Mesmo com relação à Alca (Área de Livre Comércio das Américas)?
O governo tem levado isso em banho-maria. Ele não foi contra. O PT queria fazer um referendo para saber o que o povo achava. Pareceu que o ministro estava fechando a Alca, mas não é isso. Diplomaticamente ele está indo bem.
O senhor é um homem religioso, seguidor da Ordem Terceira de São Francisco. Em quê o governo Lula poderia se inspirar em São Francisco?
São Francisco de Assis foi considerado o homem do segundo milênio, não pela Igreja, mas por uma série de instituições. Ele foi desmoralizado aqui no Congresso. Ele tem uma oração muito bonita, que é a Oração do Amor, e um deputado aproveitou uma parte, dizendo que era dando que se recebia, para justificar que o Sarney dava as rádios para ganhar cinco anos de mandato.
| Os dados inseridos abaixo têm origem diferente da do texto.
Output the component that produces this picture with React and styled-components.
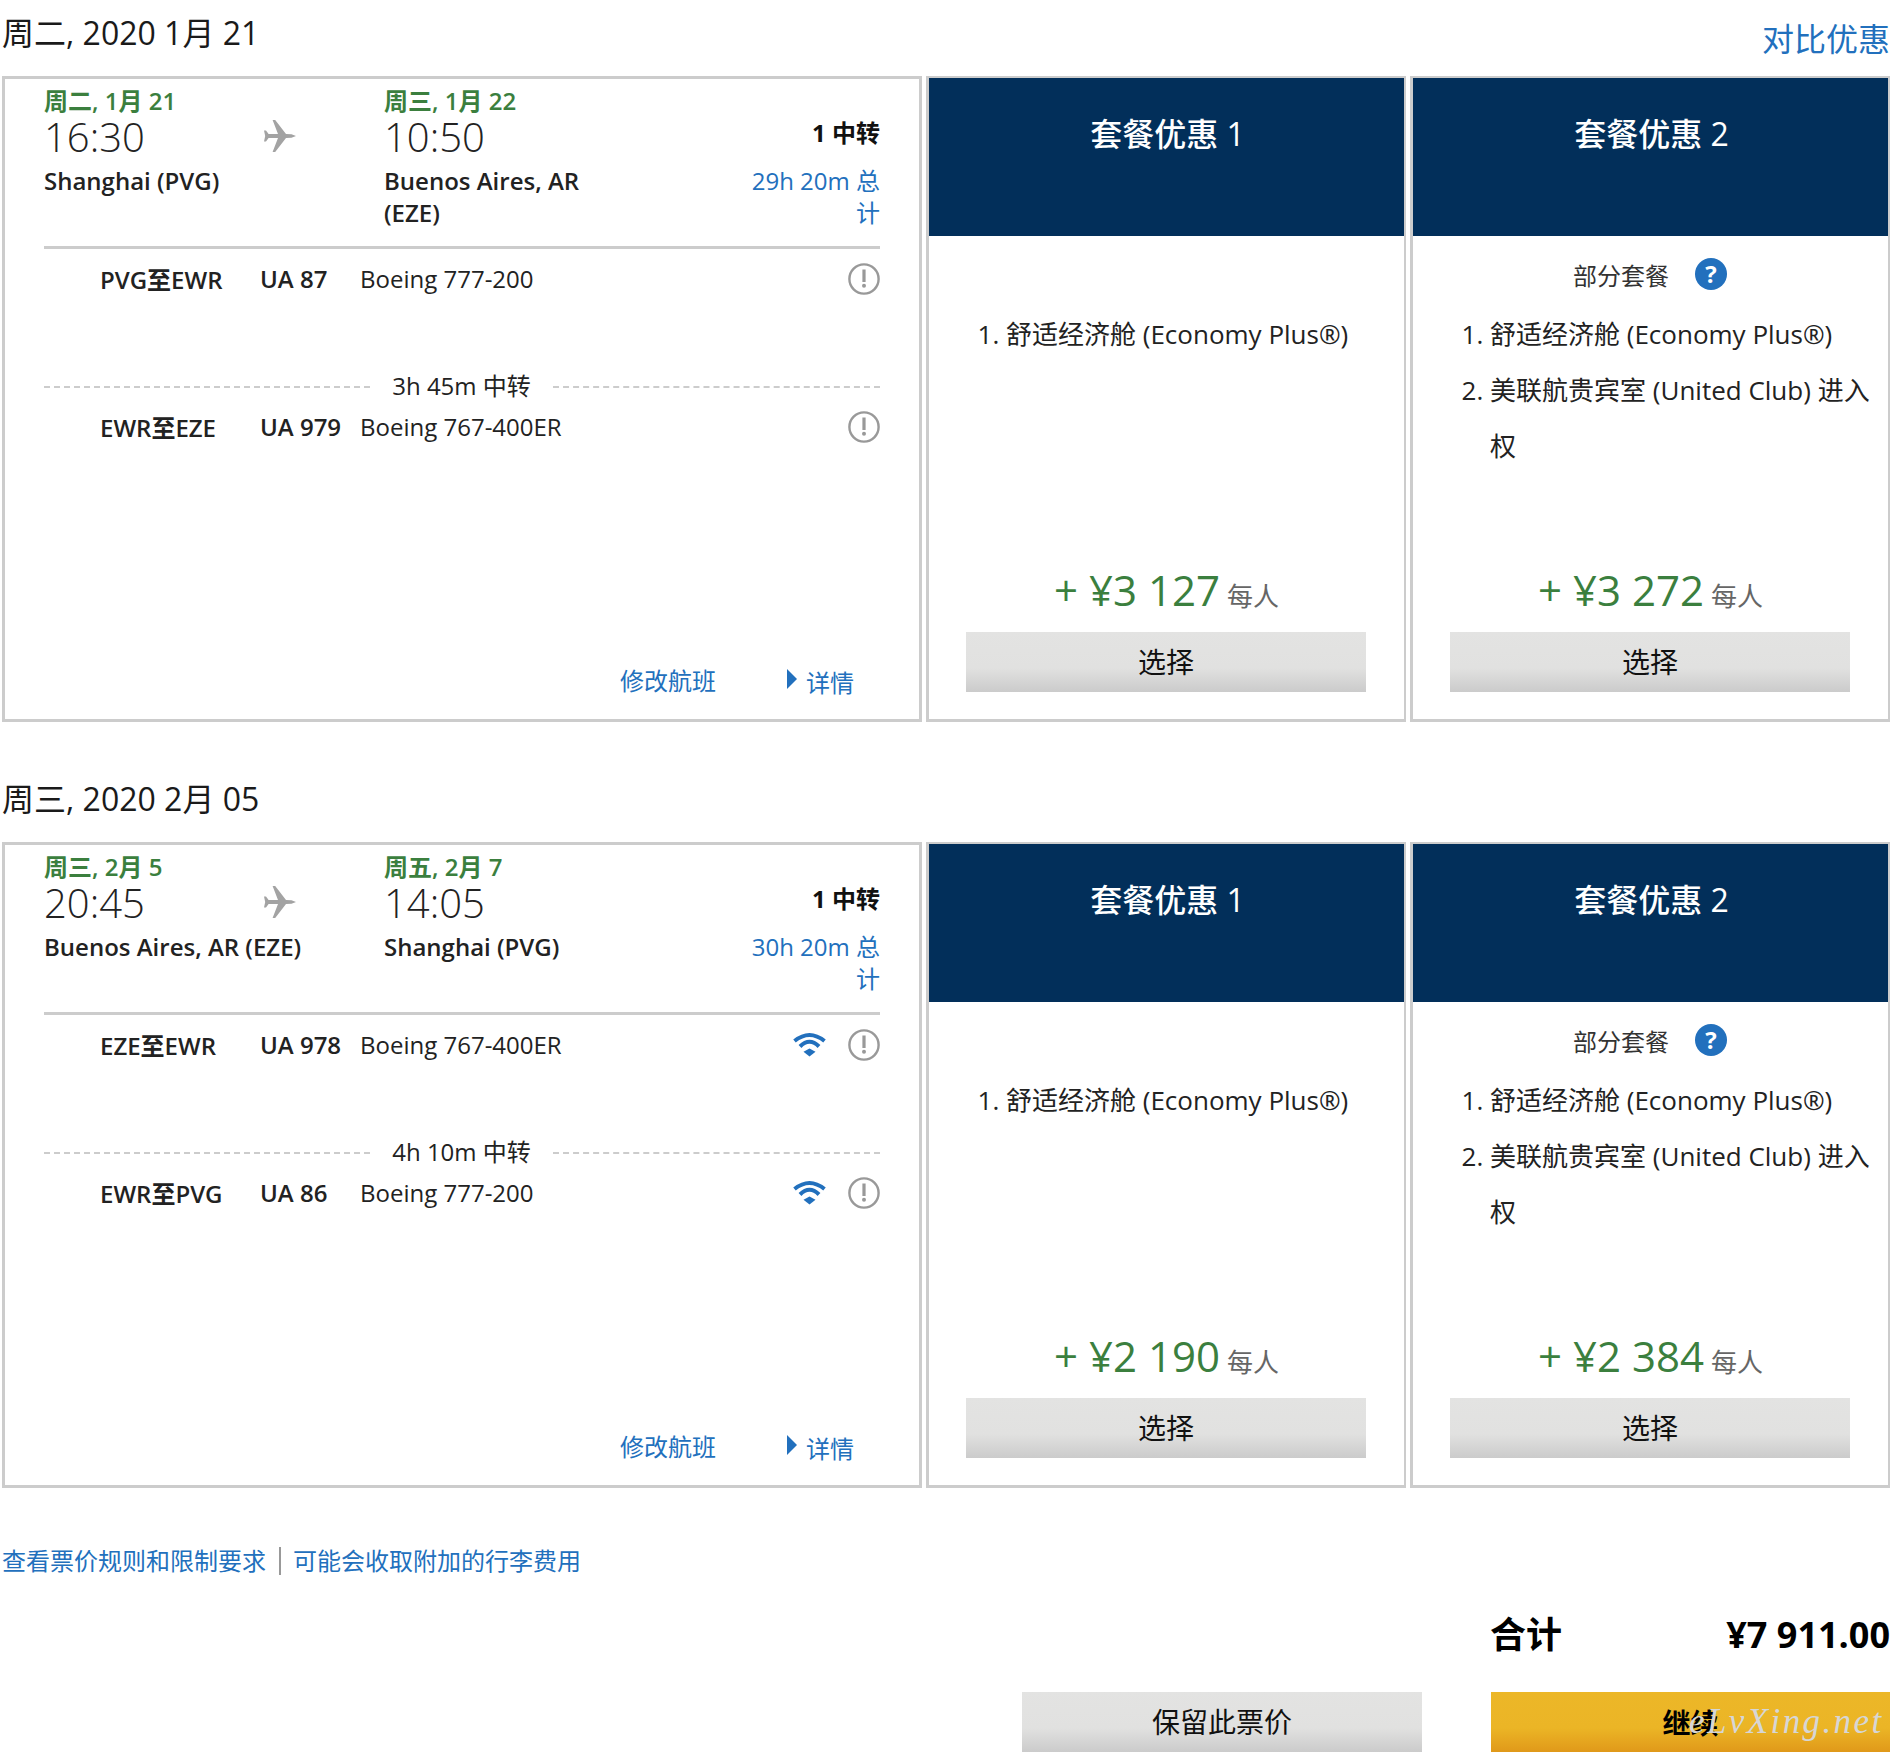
import React from 'react';
import styled, { createGlobalStyle } from 'styled-components';

const GlobalStyle = createGlobalStyle`
  html, body {
    margin: 0;
    padding: 0;
    background: #fff;
  }
  body {
    font-family: "Open Sans", "Noto Sans CJK SC", sans-serif;
    color: #1a1a1a;
  }
  * {
    box-sizing: border-box;
  }
`;

const BLUE = '#2270bd';
const GREEN = '#3b7f3e';

const Page = styled.div`
  width: 1894px;
  height: 1758px;
  padding: 0 4px 0 2px;
  overflow: hidden;
`;
const Section = styled.section`
  margin-bottom: 44px;
`;
const SectionHead = styled.div`
  height: 76px;
  display: flex;
  justify-content: space-between;
`;
const DayTitle = styled.h2`
  margin: 14px 0 0;
  font-size: 32px;
  line-height: 38px;
  font-weight: 400;
`;
const Compare = styled.a`
  margin-top: 18px;
  font-size: 32px;
  line-height: 42px;
  color: ${BLUE};
`;
const PanelRow = styled.div`
  display: grid;
  grid-template-columns: 920px 480px 480px;
  column-gap: 4px;
  height: 646px;
`;
const FlightPanel = styled.div`
  border: 3px solid #ccc;
  padding: 0 39px;
  display: flex;
  flex-direction: column;
`;
const Summary = styled.div`
  height: 170px;
  padding-top: 7px;
  border-bottom: 3px solid #ccc;
  display: grid;
  grid-template-columns: 340px 240px 1fr;
`;
const DateText = styled.div`
  font-size: 24px;
  line-height: 30px;
  font-weight: 600;
  margin-bottom: 1px;
  color: ${GREEN};
`;
const TimeLine = styled.div`
  display: flex;
  align-items: flex-start;
  height: 48px;
`;
const TimeText = styled.div`
  width: 220px;
  font-size: 40px;
  line-height: 40px;
  font-weight: 300;
  color: #222;
`;
const PlaneIcon = styled.svg`
  width: 32px;
  height: 32px;
  margin-top: 3px;
  fill: #a3a3a3;
`;
const City = styled.div`
  font-size: 24px;
  line-height: 32px;
  font-weight: 600;
  color: #222;
`;
const StopBlock = styled.div`
  text-align: right;
  padding-top: 30px;
  padding-left: 120px;
`;
const Stops = styled.div`
  font-size: 24px;
  line-height: 34px;
  font-weight: 700;
  color: #111;
  margin-bottom: 15px;
`;
const Duration = styled.div`
  font-size: 24px;
  line-height: 32px;
  color: ${BLUE};
`;
const FlightRow = styled.div`
  display: grid;
  grid-template-columns: 56px 160px 100px 1fr auto;
  align-items: center;
  height: 32px;
  margin-top: ${p => p.$top}px;
  font-size: 24px;
  color: #222;
`;
const Route = styled.div`
  grid-column: 2;
  font-weight: 600;
`;
const FlightNo = styled.div`
  font-weight: 600;
`;
const Aircraft = styled.div``;
const RowIcons = styled.div`
  display: flex;
  align-items: center;
  gap: 22px;
`;
const Layover = styled.div`
  display: grid;
  grid-template-columns: 326px 1fr 327px;
  align-items: center;
  height: 32px;
  margin-top: 78px;
  font-size: 24px;
  color: #222;
  text-align: center;
`;
const LayoverText = styled.span`
  margin-top: -5px;
`;
const DashLine = styled.div`
  border-top: 2px dashed #ccc;
`;
const PanelLinks = styled.div`
  margin-top: auto;
  margin-bottom: 20px;
  display: flex;
  align-items: center;
  padding-right: 26px;
  justify-content: flex-end;
  font-size: 24px;
  line-height: 32px;
  color: ${BLUE};
`;
const ChangeLink = styled.a`
  margin-right: 71px;
  margin-top: -4px;
`;
const DetailLink = styled.a`
  display: flex;
  align-items: flex-start;
  gap: 9px;
`;
const Caret = styled.span`
  width: 0;
  height: 0;
  margin-top: 2px;
  border-left: 10px solid ${BLUE};
  border-top: 10px solid transparent;
  border-bottom: 10px solid transparent;
`;
const OfferColumn = styled.div`
  border: solid #ccc;
  border-width: 2px 2px 3px 3px;
  display: flex;
  flex-direction: column;
`;
const OfferHead = styled.div`
  height: 158px;
  background: #022f5a;
  color: #fff;
  text-align: center;
  font-size: 32px;
  line-height: 40px;
  padding: 36px 0 0 2px;
  font-weight: 500;
`;
const OfferBody = styled.div`
  flex: 1;
  display: flex;
  flex-direction: column;
  padding: 22px 15px 27px 37px;
`;
const SubLabel = styled.div`
  height: 32px;
  display: flex;
  align-items: center;
  justify-content: center;
  gap: 26px;
  font-size: 24px;
  color: #333;
  padding-right: 23px;
`;
const HelpBadge = styled.span`
  width: 32px;
  height: 32px;
  border-radius: 50%;
  background: ${BLUE};
  color: #fff;
  font-size: 24px;
  font-weight: 700;
  line-height: 32px;
  text-align: center;
`;
const Perks = styled.ol`
  margin: 16px 0 0;
  padding: 0 0 0 40px;
  font-size: 26px;
  line-height: 56px;
  color: #222;
`;
const PriceLine = styled.div`
  margin-top: auto;
  text-align: center;
  white-space: nowrap;
  line-height: 56px;
  margin-bottom: 4px;
  padding-right: 22px;
`;
const Price = styled.span`
  font-size: 42px;
  color: ${GREEN};
`;
const PerPerson = styled.span`
  font-size: 26px;
  color: #666;
  margin-left: 7px;
`;
const GrayButton = styled.button`
  width: 400px;
  height: 60px;
  border: 0;
  padding: 0 0 2px;
  font: inherit;
  font-size: 28px;
  color: #111;
  background: linear-gradient(#e3e3e2 0%, #e1e1e0 60%, #cbcbcb 100%);
`;
const FareLinks = styled.div`
  margin-top: 57px;
  display: flex;
  align-items: center;
  font-size: 24px;
  line-height: 32px;
  color: ${BLUE};
`;
const Divider = styled.span`
  width: 2px;
  height: 28px;
  background: #999;
  margin: 0 12px 0 13px;
`;
const TotalRow = styled.div`
  width: 400px;
  margin: 33px 0 0 auto;
  display: flex;
  justify-content: space-between;
  font-size: 36px;
  line-height: 50px;
  font-weight: 700;
  color: #000;
`;
const ActionRow = styled.div`
  margin-top: 32px;
  display: flex;
  justify-content: flex-end;
  gap: 69px;
`;
const ContinueButton = styled.button`
  position: relative;
  width: 399px;
  height: 60px;
  border: 0;
  padding: 0;
  font: inherit;
  font-size: 28px;
  font-weight: 700;
  color: #000;
  background: linear-gradient(#ecb728 0%, #ebb526 60%, #e0991a 100%);
`;
const Watermark = styled.span`
  position: absolute;
  left: 198px;
  top: 10px;
  font-family: "Liberation Serif", serif;
  font-style: italic;
  font-weight: 400;
  font-size: 35px;
  letter-spacing: 2.4px;
  white-space: nowrap;
  color: #d6d6d6;
`;

const Plane = () => (
  <PlaneIcon viewBox="0 0 32 32">
    <path d="M32 16 27.5 14.2 22 13.9 11.2 0H8.6L14 13.9H4.6L2 10.4H0L1.2 16 0 21.6H2L4.6 18.1H14L8.6 32H11.2L22 18.1 27.5 17.8z" />
  </PlaneIcon>
);

const InfoIcon = () => (
  <svg width="32" height="32" viewBox="0 0 32 32">
    <circle cx="16" cy="16" r="14.6" fill="none" stroke="#999" strokeWidth="2.4" />
    <rect x="14.4" y="6.5" width="3.2" height="12.5" fill="#999" />
    <circle cx="16" cy="22.8" r="2" fill="#999" />
  </svg>
);

const WifiIcon = () => (
  <svg width="33" height="25" viewBox="0 0 33 25" fill="none" stroke={BLUE} strokeWidth="4">
    <path d="M1.5 9Q16.5-3 31.5 9" />
    <path d="M7 14.5Q16.5 5 26 14.5" />
    <path d="M16.5 24.5 10.5 19.7 16.5 16.5 22.5 19.7z" fill={BLUE} stroke="none" />
  </svg>
);

const OFFERS_BY_DAY = [
  {
    day: '周二, 2020 1月 21',
    depart: { date: '周二, 1月 21', time: '16:30', city: 'Shanghai (PVG)' },
    arrive: { date: '周三, 1月 22', time: '10:50', city: 'Buenos Aires, AR (EZE)' },
    duration: '29h 20m 总计',
    layover: '3h 45m 中转',
    wifi: false,
    legs: [
      { route: 'PVG至EWR', no: 'UA 87', plane: 'Boeing 777-200' },
      { route: 'EWR至EZE', no: 'UA 979', plane: 'Boeing 767-400ER' },
    ],
    prices: ['+ ¥3 127', '+ ¥3 272'],
  },
  {
    day: '周三, 2020 2月 05',
    depart: { date: '周三, 2月 5', time: '20:45', city: 'Buenos Aires, AR (EZE)' },
    arrive: { date: '周五, 2月 7', time: '14:05', city: 'Shanghai (PVG)' },
    duration: '30h 20m 总计',
    layover: '4h 10m 中转',
    wifi: true,
    legs: [
      { route: 'EZE至EWR', no: 'UA 978', plane: 'Boeing 767-400ER' },
      { route: 'EWR至PVG', no: 'UA 86', plane: 'Boeing 777-200' },
    ],
    prices: ['+ ¥2 190', '+ ¥2 384'],
  },
];

const Leg = ({ leg, top, wifi }) => (
  <FlightRow $top={top}>
    <Route>{leg.route}</Route>
    <FlightNo>{leg.no}</FlightNo>
    <Aircraft>{leg.plane}</Aircraft>
    <RowIcons>
      {wifi && <WifiIcon />}
      <InfoIcon />
    </RowIcons>
  </FlightRow>
);

const Offer = ({ index, price }) => (
  <OfferColumn>
    <OfferHead>套餐优惠 {index}</OfferHead>
    <OfferBody>
      <SubLabel>
        {index === 2 && (
          <>
            部分套餐
            <HelpBadge>?</HelpBadge>
          </>
        )}
      </SubLabel>
      <Perks>
        <li>舒适经济舱 (Economy Plus®)</li>
        {index === 2 && <li>美联航贵宾室 (United Club) 进入权</li>}
      </Perks>
      <PriceLine>
        <Price>{price}</Price>
        <PerPerson>每人</PerPerson>
      </PriceLine>
      <GrayButton>选择</GrayButton>
    </OfferBody>
  </OfferColumn>
);

const DaySection = ({ data, showCompare }) => (
  <Section>
    <SectionHead>
      <DayTitle>{data.day}</DayTitle>
      {showCompare && <Compare>对比优惠</Compare>}
    </SectionHead>
    <PanelRow>
      <FlightPanel>
        <Summary>
          <div>
            <DateText>{data.depart.date}</DateText>
            <TimeLine>
              <TimeText>{data.depart.time}</TimeText>
              <Plane />
            </TimeLine>
            <City>{data.depart.city}</City>
          </div>
          <div>
            <DateText>{data.arrive.date}</DateText>
            <TimeLine>
              <TimeText>{data.arrive.time}</TimeText>
            </TimeLine>
            <City>{data.arrive.city}</City>
          </div>
          <StopBlock>
            <Stops>1 中转</Stops>
            <Duration>{data.duration}</Duration>
          </StopBlock>
        </Summary>
        <Leg leg={data.legs[0]} top={12} wifi={data.wifi} />
        <Layover>
          <DashLine />
          <LayoverText>{data.layover}</LayoverText>
          <DashLine />
        </Layover>
        <Leg leg={data.legs[1]} top={6} wifi={data.wifi} />
        <PanelLinks>
          <ChangeLink>修改航班</ChangeLink>
          <DetailLink>
            <Caret />
            详情
          </DetailLink>
        </PanelLinks>
      </FlightPanel>
      <Offer index={1} price={data.prices[0]} />
      <Offer index={2} price={data.prices[1]} />
    </PanelRow>
  </Section>
);

export default function App() {
  return (
    <>
      <GlobalStyle />
      <Page>
        {OFFERS_BY_DAY.map((d, i) => (
          <DaySection key={d.day} data={d} showCompare={i === 0} />
        ))}
        <FareLinks>
          <a>查看票价规则和限制要求</a>
          <Divider />
          <a>可能会收取附加的行李费用</a>
        </FareLinks>
        <TotalRow>
          <span>合计</span>
          <span>¥7 911.00</span>
        </TotalRow>
        <ActionRow>
          <GrayButton>保留此票价</GrayButton>
          <ContinueButton>
            继续
            <Watermark>eLvXing.net</Watermark>
          </ContinueButton>
        </ActionRow>
      </Page>
    </>
  );
}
A principal característica de São Francisco é valorizar a pobreza. Ele passou a vida toda dizendo como era importante ser pobre e dar força para que essas pessoas fossem iguais. O Lula tinha tudo para botar em execução o ensinamento de São Francisco. O Brizola dizia uma coisa do Jango, quando brigou com ele, que eu temo que possa valer para o Lula: “Vocês têm de entender que o nosso Jango não é mais o Jango. Aqueles tapetes vermelhos, aqueles mármores, em Brasília, o cara acaba se acomodando”. Essas viagens aí são uma maravilha, agora com avião novo, então!
“O Lula tinha tudo para botar em execução o ensinamento de São Francisco”
Por que o Fome Zero não decolou?
Porque eles não respeitaram o que já existia. Modéstia à parte, fui líder do governo Itamar e, quando começamos, tivemos a grandeza de buscar o Betinho (Herbert de Sousa). Era um cara que batia no governo, mesmo sendo chefe (do Conselho Nacional de Segurança Alimentar). O Itamar ficava uma fera, mas ele continuava. Trouxe o Bispo de Duque de Caxias (Dom Mauro Morelli), que era um homem para valer. Colocou o Banco do Brasil e os Correios à disposição e utilizou essas entidades, não criou estrutura partidária. Daquela vez funcionou bem mesmo, não tinha partido. Agora destituíram o ministro do PT, tem as prefeituras do PT, não sei o quê, botaram uma burocracia do tamanho de um bonde que não deu em nada.